St. Sepulchre really wasn’t the best place to live
…Unless you were into robbing graves or attending public executions, in which case it was arguably the best neighbourhood in London. Most of the action took place around the Church of the Holy Sepulchre—still the largest parish church in the city centre—or at scaffolds a couple of miles west at Tyburn, where every six weeks thousands of spectators would assemble to gawk at dozens of condemned men, women, and children being sent to meet their maker.
The Church of the Holy Sepulchre was founded around the middle of the twelfth century. It was all but completely destroyed by the Great Fire of 1666 (as you’re probably coming to realise, the seventeenth century was a really was a bad one…) before being rebuilt to take on its present form. Its extensive graveyard provided tempting pickings for thieving opportunists, especially when its necropolitan population would swell in the wake of one serious outbreak of another.
In fact grave robbing was such a popular pastime in the seventeenth century that the government ordered the building of a Watch House to deter potential miscreants. Grave robbers didn’t do it for the love of course. Medical students keen to get together for a good old fashion dissection paid handsomely for the bodies of recently deceased murderers (the only ones they would accept): around £50 which is a fortune in today’s money.

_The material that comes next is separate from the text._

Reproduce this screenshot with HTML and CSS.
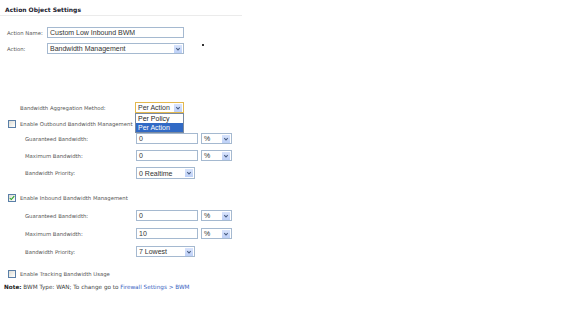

The church is still home to its original Execution Bell, the function of which is relatively easy to guess from the name. It would be rung whenever there was a public execution: partly to announce the family-friendly spectacle to those living close by, and partly to provide an uplifting soundtrack as the condemned made their short but terminal journey from nearby New Gate Prison or the Old Bailey to the scaffolds at Tyburn.